* Task directions:
Wherever the word "styles" appears in a line, extract that line.

* Data provided:
##########

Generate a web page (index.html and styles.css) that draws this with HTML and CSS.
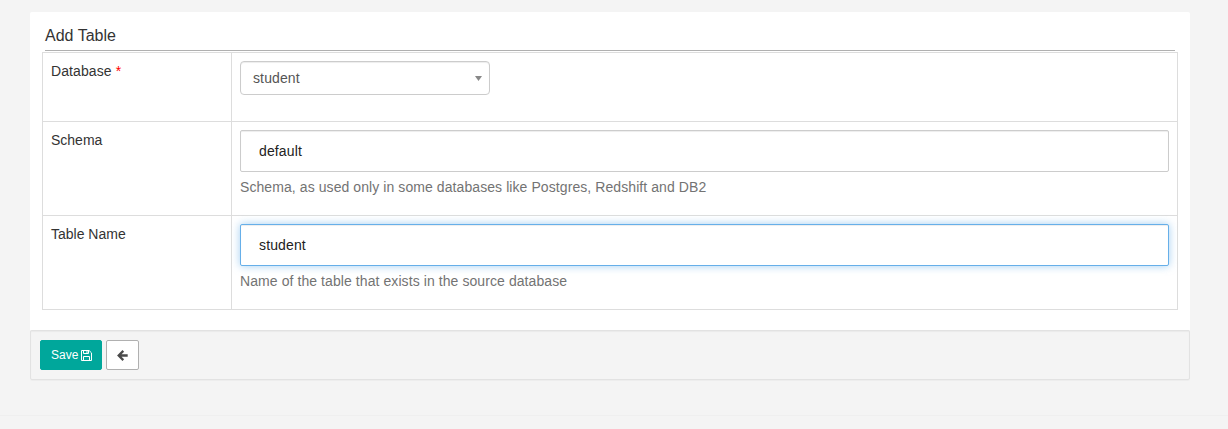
FILE: index.html
```html
<!DOCTYPE html>
<html lang="en">
<head>
<meta charset="utf-8">
<title>Add Table</title>
<link rel="stylesheet" href="styles.css">
</head>
<body>
<main class="content">
  <section class="panel">
    <h1 class="title">Add Table</h1>
    <div class="form">
      <div class="row row-short">
        <div class="label label-required">Database <span class="required">*</span></div>
        <div class="field">
          <div class="select"><span>student</span><svg class="caret" width="7" height="5" viewBox="0 0 7 5"><path d="M0 0h7L3.5 5z" fill="#888"/></svg></div>
        </div>
      </div>
      <div class="row">
        <label class="label" for="schema">Schema</label>
        <div class="field">
          <input class="input" id="schema" type="text" value="default">
          <p class="help">Schema, as used only in some databases like Postgres, Redshift and DB2</p>
        </div>
      </div>
      <div class="row">
        <label class="label" for="table">Table Name</label>
        <div class="field">
          <input class="input input-focus" id="table" type="text" value="student">
          <p class="help">Name of the table that exists in the source database</p>
        </div>
      </div>
    </div>
  </section>
  <div class="actions">
    <button class="btn btn-save" type="button">Save
      <svg width="11" height="11" viewBox="0 0 11 11" fill="none" stroke="#fff"><path d="M.5.5h7.600l2.400 2.400v7.600H.5z"/><path d="M2.500 .5v3h5v-3M2.500 10.500v-4h6v4"/><path d="M5.500 1h1v2h-1z" fill="#fff" stroke="none"/></svg>
    </button>
    <button class="btn btn-back" type="button" aria-label="Back">
      <svg width="11" height="11" viewBox="0 0 11 11" fill="none" stroke="#4a4a4a" stroke-width="2.300"><path d="M6.300 .9L1.700 5.500l4.600 4.600M2 5.500h8.700"/></svg>
    </button>
  </div>
</main>
<footer class="footer"></footer>
</body>
</html>
```
FILE: styles.css
```css
* { box-sizing: border-box; }
body {
  margin: 0;
  height: 429px;
  overflow: hidden;
  display: flex;
  flex-direction: column;
  background: #f4f4f4;
  color: #333;
  font: 14px/20px "Liberation Sans", Arial, sans-serif;
}
.content { padding: 12px 38px 0 30px; }
.panel {
  height: 318px;
  padding: 12px 12px 0;
  background: #fff;
  border-radius: 2px 2px 0 0;
}
.title {
  margin: 0 3px 1px;
  height: 27px;
  border-bottom: 1px solid #b0b0b0;
  font-size: 16px;
  font-weight: 400;
  line-height: 23px;
}
.form { border: 1px solid #ddd; }
.row {
  display: grid;
  grid-template-columns: 189px 1fr;
  height: 94px;
  border-bottom: 1px solid #ddd;
}
.row-short { height: 69px; }
.row:last-child { height: 93px; border-bottom: 0; }
.label { padding: 8px; border-right: 1px solid #ddd; }
.label-required { letter-spacing: .1px; }
.required { color: #f00; }
.field { padding: 8px; }
.select {
  display: flex;
  align-items: center;
  justify-content: space-between;
  width: 250px;
  height: 34px;
  padding: 0 7px 0 12px;
  border: 1px solid #ccc;
  border-radius: 4px;
  box-shadow: inset 0 1px 1px rgba(0, 0, 0, .075);
  color: #555;
  letter-spacing: .12px;
}
.input {
  display: block;
  width: 100%;
  height: 42px;
  padding: 0 18px;
  border: 1px solid #ccc;
  border-radius: 2px;
  box-shadow: inset 0 1px 1px rgba(0, 0, 0, .075);
  background: #fff;
  color: #222;
  font: inherit;
  letter-spacing: .13px;
  outline: 0;
}
.input-focus {
  border-color: #66afe9;
  box-shadow: inset 0 1px 1px rgba(0, 0, 0, .075), 0 0 8px rgba(102, 175, 233, .6);
}
.help { margin: 5px 0 0; color: #737373; letter-spacing: .08px; }
.actions {
  display: flex;
  gap: 4px;
  height: 50px;
  padding: 9px;
  border: 1px solid #e2e2e2;
  border-radius: 2px;
  box-shadow: inset 0 1px 1px rgba(0, 0, 0, .04), 0 1px 1px rgba(0, 0, 0, .03);
}
.btn {
  display: flex;
  align-items: center;
  justify-content: center;
  gap: 3px;
  height: 30px;
  padding: 0;
  border: 1px solid #00a79b;
  border-radius: 2px;
  font: 12px/18px "Liberation Sans", Arial, sans-serif;
}
.btn-save {
  justify-content: flex-start;
  width: 62px;
  padding-left: 10px;
  background: #00a79b;
  color: #fff;
}
.btn-back { width: 33px; border-color: #b0b0b0; background: #fff; }
.footer { margin-top: 35px; border-top: 1px solid #efefef; }
```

##########

* Answer to this exercise:
Generate a web page (index.html and styles.css) that draws this with HTML and CSS.
<link rel="stylesheet" href="styles.css">
FILE: styles.css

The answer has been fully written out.